I grew up in a crumbling old Victorian house, in a neighborhood of crumbling old Victorian houses. At the time, ours was no more falling-down that the rest -- this was the seventies and none of the families had the wherewithal to gentrify anything yet, least of all this gang of old sea captains' houses clustered around the cove. But the house that the Cross family lived in was particularly nice.
It had a garrett -- a round, pointed turret sticking off of one side of the house -- and, like most bookish young girls, I thought that having a garrett in which I could retreat and read and write and enjoy Dickensonian solitude was the answer to all my problems. When I finally got invited to play in that garrett, it was full of dress-up clothes for little girls; princess gowns and tiaras and fairy wands instead of shelves of books and a writing desk and scones wrapped up in linen handkerchiefs for nibbling on. It was someone's fantasy hideaway, but not mine.
The Cross family was like the Brady Bunch to me; the parents were young and attractive and frequently kissed, and the three kids were well turned out individuals as well.
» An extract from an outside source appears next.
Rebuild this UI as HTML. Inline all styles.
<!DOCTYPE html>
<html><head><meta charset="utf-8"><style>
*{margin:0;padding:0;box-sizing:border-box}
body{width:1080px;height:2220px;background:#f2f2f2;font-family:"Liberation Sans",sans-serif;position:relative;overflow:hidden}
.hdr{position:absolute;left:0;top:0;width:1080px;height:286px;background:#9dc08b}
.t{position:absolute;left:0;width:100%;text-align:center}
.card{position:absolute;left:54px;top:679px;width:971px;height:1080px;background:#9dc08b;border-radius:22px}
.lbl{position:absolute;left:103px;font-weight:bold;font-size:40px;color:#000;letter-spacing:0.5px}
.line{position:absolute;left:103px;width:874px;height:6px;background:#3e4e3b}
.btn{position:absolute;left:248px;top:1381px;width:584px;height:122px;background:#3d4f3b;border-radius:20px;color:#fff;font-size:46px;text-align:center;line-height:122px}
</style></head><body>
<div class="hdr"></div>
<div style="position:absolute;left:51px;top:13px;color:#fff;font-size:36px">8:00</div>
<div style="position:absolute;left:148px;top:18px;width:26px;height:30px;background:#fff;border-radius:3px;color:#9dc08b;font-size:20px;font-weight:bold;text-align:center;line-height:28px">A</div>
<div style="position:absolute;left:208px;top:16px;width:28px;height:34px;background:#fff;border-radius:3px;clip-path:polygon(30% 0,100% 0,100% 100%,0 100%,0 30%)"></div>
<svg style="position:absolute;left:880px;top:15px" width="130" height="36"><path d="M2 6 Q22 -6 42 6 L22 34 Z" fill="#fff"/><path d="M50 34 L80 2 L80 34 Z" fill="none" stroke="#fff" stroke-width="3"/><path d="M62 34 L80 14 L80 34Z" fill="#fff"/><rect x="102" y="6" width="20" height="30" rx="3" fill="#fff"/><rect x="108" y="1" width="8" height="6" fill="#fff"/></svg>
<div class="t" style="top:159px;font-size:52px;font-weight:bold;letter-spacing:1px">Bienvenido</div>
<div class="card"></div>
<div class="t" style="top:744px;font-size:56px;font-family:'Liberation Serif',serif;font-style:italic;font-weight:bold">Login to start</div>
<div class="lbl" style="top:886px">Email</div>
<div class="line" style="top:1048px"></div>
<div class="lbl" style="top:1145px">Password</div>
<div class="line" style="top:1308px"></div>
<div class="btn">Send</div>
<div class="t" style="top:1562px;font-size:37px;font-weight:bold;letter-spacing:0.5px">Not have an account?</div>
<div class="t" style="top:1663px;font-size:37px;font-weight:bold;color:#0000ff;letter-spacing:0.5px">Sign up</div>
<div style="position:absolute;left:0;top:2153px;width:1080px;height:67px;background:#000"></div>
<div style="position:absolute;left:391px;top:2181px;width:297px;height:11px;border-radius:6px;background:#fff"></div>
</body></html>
They were culturally hip and current and watched the Monkees and Little House on the Prairie while we watched the Gong Show and old Danny Kaye movies over and over again. The kids called their parents by their first names, Joanne and Gary.
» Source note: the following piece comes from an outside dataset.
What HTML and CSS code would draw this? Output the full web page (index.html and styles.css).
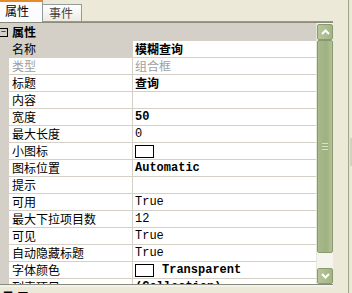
FILE: index.html
```html
<!DOCTYPE html>
<html lang="zh-CN">
<head>
  <meta charset="UTF-8" />
  <title>属性</title>
  <link rel="stylesheet" href="styles.css">
</head>
<body>
  <div class="window">
    <div class="main">
      <div class="tabs">
        <div class="tab active">属性</div>
        <div class="tab">事件</div>
        <div class="tab-fill"></div>
      </div>

      <div class="grid">
        <div class="rows">
          <div class="category">
            <span class="toggle">−</span>
            <span class="cat-name">属性</span>
          </div>
          <div class="row selected"><div class="name">名称</div><div class="value bold">模糊查询</div></div>
          <div class="row disabled"><div class="name">类型</div><div class="value">组合框</div></div>
          <div class="row"><div class="name">标题</div><div class="value bold">查询</div></div>
          <div class="row"><div class="name">内容</div><div class="value"></div></div>
          <div class="row"><div class="name">宽度</div><div class="value mono bold">50</div></div>
          <div class="row"><div class="name">最大长度</div><div class="value mono">0</div></div>
          <div class="row"><div class="name">小图标</div><div class="value"><span class="swatch"></span></div></div>
          <div class="row"><div class="name">图标位置</div><div class="value mono bold">Automatic</div></div>
          <div class="row"><div class="name">提示</div><div class="value"></div></div>
          <div class="row"><div class="name">可用</div><div class="value mono">True</div></div>
          <div class="row"><div class="name">最大下拉项目数</div><div class="value mono">12</div></div>
          <div class="row"><div class="name">可见</div><div class="value mono">True</div></div>
          <div class="row"><div class="name">自动隐藏标题</div><div class="value mono">True</div></div>
          <div class="row"><div class="name">字体颜色</div><div class="value mono bold"><span class="swatch"></span>Transparent</div></div>
          <div class="row"><div class="name">列表项目</div><div class="value mono bold">(Collection)</div></div>
        </div>

        <div class="scrollbar">
          <div class="sb-btn">
            <svg width="9" height="6" viewBox="0 0 9 6"><path d="M1 5 L4.5 1.5 L8 5" fill="none" stroke="#fff" stroke-width="2"/></svg>
          </div>
          <div class="sb-thumb"><span class="grip"></span></div>
          <div class="sb-track"></div>
          <div class="sb-btn">
            <svg width="9" height="6" viewBox="0 0 9 6"><path d="M1 1 L4.5 4.5 L8 1" fill="none" stroke="#fff" stroke-width="2"/></svg>
          </div>
        </div>
      </div>

      <div class="bottom">
        <span class="bottom-text">日 属</span>
      </div>
    </div>

    <div class="side">
      <div class="side-line"></div>
      <div class="side-edge"><div class="side-patch"></div></div>
    </div>
  </div>
</body>
</html>
```

FILE: styles.css
```css
body {
  margin: 0;
  width: 352px;
  height: 293px;
  overflow: hidden;
  background: #ece9d8;
  font-family: "Noto Sans CJK SC", "Liberation Sans", sans-serif;
  font-size: 12px;
  color: #000;
}

.window {
  display: flex;
  height: 293px;
}

.main {
  width: 333px;
  display: flex;
  flex-direction: column;
}

/* tabs */
.tabs {
  display: flex;
  align-items: flex-end;
  height: 22px;
}

.tab {
  box-sizing: border-box;
  width: 39px;
  height: 18px;
  border: 1px solid #919b9c;
  border-left: none;
  border-bottom: 1px solid #919b9c;
  background: linear-gradient(#ffffff, #ecebe5);
  color: #444;
  line-height: 16px;
  padding-left: 6px;
}

.tab.active {
  width: 43px;
  height: 22px;
  border-top: 2px solid #e68b2c;
  border-bottom: none;
  background: #fcfcfe;
  color: #000;
  line-height: 17px;
  padding-left: 5px;
}

.tab-fill {
  flex: 1;
  border-bottom: 1px solid #919b9c;
}

/* property grid */
.grid {
  display: flex;
  height: 261px;
  border-top: 1px solid #8c8c7c;
  border-bottom: 1px solid #8c8c7c;
  background: #fff;
}

.rows {
  flex: 1;
  overflow: hidden;
  background: #d4d0c8;
}

.category {
  display: flex;
  align-items: center;
  height: 18px;
  background: #d4d0c8;
}

.toggle {
  box-sizing: border-box;
  width: 8px;
  height: 9px;
  border: 1px solid #000;
  border-left: none;
  font-size: 9px;
  line-height: 6px;
  text-align: center;
  margin-right: 4px;
}

.cat-name {
  font-weight: bold;
  line-height: 16px;
}

.row {
  display: grid;
  grid-template-columns: 124px 1fr;
  height: 17px;
  margin-left: 9px;
  box-sizing: border-box;
  border-bottom: 1px solid #d4d0c8;
  background: #fff;
}

.name {
  padding-left: 3px;
  border-right: 1px solid #d4d0c8;
  line-height: 16px;
  white-space: nowrap;
}

.value {
  display: flex;
  align-items: center;
  padding-left: 2px;
  line-height: 16px;
  white-space: nowrap;
}

.row.selected .name {
  background: #d4d0c8;
  margin-left: -9px;
  padding-left: 12px;
}

.row.disabled {
  color: #a0a0a0;
}

.bold {
  font-weight: bold;
}

.mono {
  font-family: "Liberation Mono", "DejaVu Sans Mono", monospace;
}

.swatch {
  box-sizing: border-box;
  width: 19px;
  height: 13px;
  border: 1px solid #000;
  background: #fff;
  margin-right: 8px;
}

/* scrollbar */
.scrollbar {
  width: 16px;
  display: flex;
  flex-direction: column;
  background: #f5f5ee;
  border-left: 1px solid #e6e6dc;
}

.sb-btn {
  box-sizing: border-box;
  height: 16px;
  margin: 1px 0 0;
  border: 1px solid #8a9a70;
  border-radius: 2px;
  background: linear-gradient(90deg, #b7c69b, #a3b584);
  display: flex;
  align-items: center;
  justify-content: center;
}

.sb-thumb {
  box-sizing: border-box;
  height: 213px;
  border: 1px solid #8a9a70;
  border-radius: 2px;
  background: linear-gradient(90deg, #a9ba8a, #9fb180 60%, #b2c196);
  display: flex;
  align-items: center;
  justify-content: center;
}

.grip {
  width: 6px;
  height: 5px;
  border-top: 1px solid #d8e2c4;
  border-bottom: 1px solid #d8e2c4;
  background: linear-gradient(#9fb180 33%, #d8e2c4 33%, #d8e2c4 55%, #9fb180 55%);
}

.sb-track {
  flex: 1;
}

/* below the grid */
.bottom {
  flex: 1;
  border-top: 2px solid #f3f2ea;
  overflow: hidden;
}

.bottom-text {
  display: block;
  margin-top: 4px;
  padding-left: 2px;
  font-weight: bold;
  line-height: 12px;
}

/* right edge */
.side {
  flex: 1;
  display: flex;
}

.side-line {
  width: 15px;
  border-right: 1px solid #9aab86;
}

.side-edge {
  flex: 1;
  border-left: 1px solid #dfe6d4;
}

.side-patch {
  margin-top: 138px;
  height: 28px;
  background: #d4d0c8;
}
```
I remember the youngest girl, when she was about five, watching me as I stood over my bike, stradling the crossbar of my girls' Schwinn three-speed. She told me, loudly so that everyone could hear, that I would "hurt my vagina" that way. There were boys nearby, including her brother and mine. My mother was a nurse, and had taught us all the anatomical names for such in things, but hadn't forgotten the manners portion of the lesson. I knew I had one, but it never would have occurred to me to discuss someone else's with them.
They didn't trust doctors; they went to a chiropractor, which my mother the nurse strongly disapporoved of. To this day she looks down her nose at chiropractors and thinks of them as hippie fake doctors, and I can tell she is thinking of the Cross family when she wrinkles her nose at the mention of a bone doctor.
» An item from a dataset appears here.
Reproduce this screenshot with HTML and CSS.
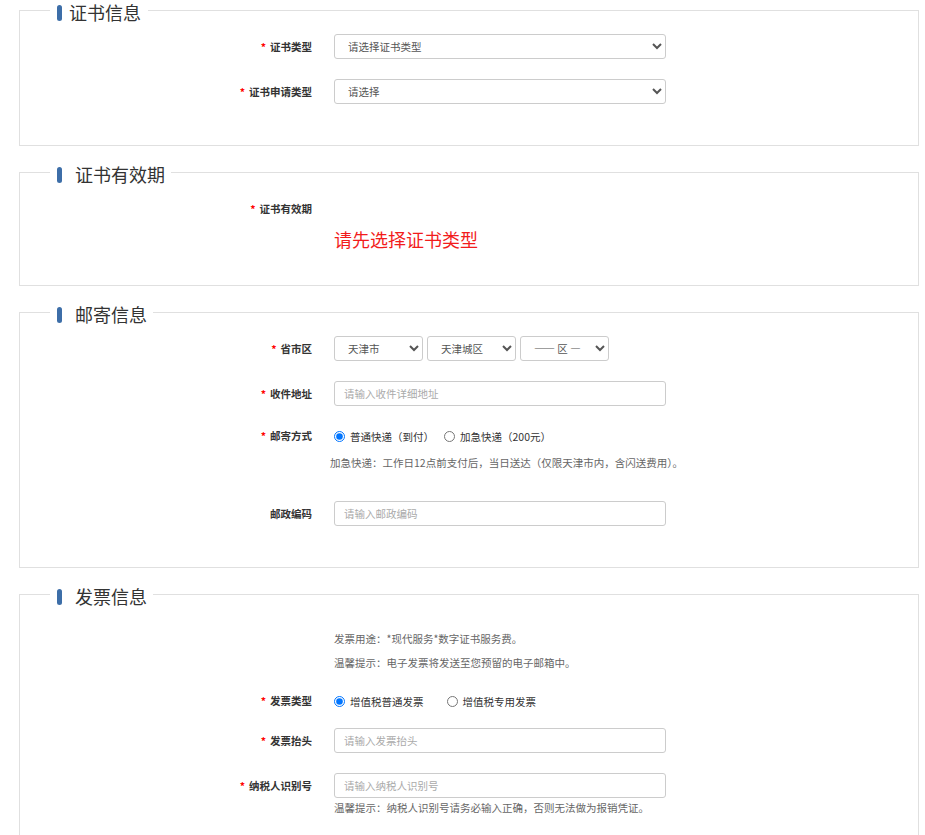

I noticed at Thanksgiving that the old Cross house was being gutted and turned into a bed and breakfast. The house has aged beautifully, over the years acquiring gingerbreading along the trim and a rolling, elegant garden out front. Meanwhile, our house has turned into the haunted house of the neighborhood, the roof caving in, ivy growing through the windows, my brother's creepy statuary in the side yard.
I asked my mother about the Cross house, which she remembers by a different name, the name of the family that lived there when she was a kid. The original sea captain was a Baker, she says, which would make it part of our family. I think my mother still thinks our family owns half the cove and sails the seas in search of whale oil. For that matter, I think I do, too.
Now it will be called something else by the kids in the neighborhood, just like none of those kids know now that the house with the sledding hill on it was my great-great-grandfather's, just two doors down from the Cross house, and that it is properly called The Old House, as it predates those bourgeous sea captains' houses by a good hundred years.
I wish someone would turn my mother's house into a bed and breakfast, and rescue the beautiful marquetry floors and mohagany secretaries filled with blown eggs and little brass bells. Someone should stop the ivy from climbing in to my old bedroom through the windows, revive the garden, wallpaper the hall. It has become the neighborhood embarrassment, the place to avert your eyes from, the house not to go trick-or-treating at.
This house, among all the houses built by seafarers, was built by the widow of a whaling captain, not by the captain himself. It's less pretty, less of a showcase. More of a place to stay home in than a place to dream of in far-off places. And when they finish renovating the old Cross house, my mother's house will sink down into the ground a little more, as it becomes increasingly shamed by its surroundings, and its failure to keep up with the times and retain its youthful charm.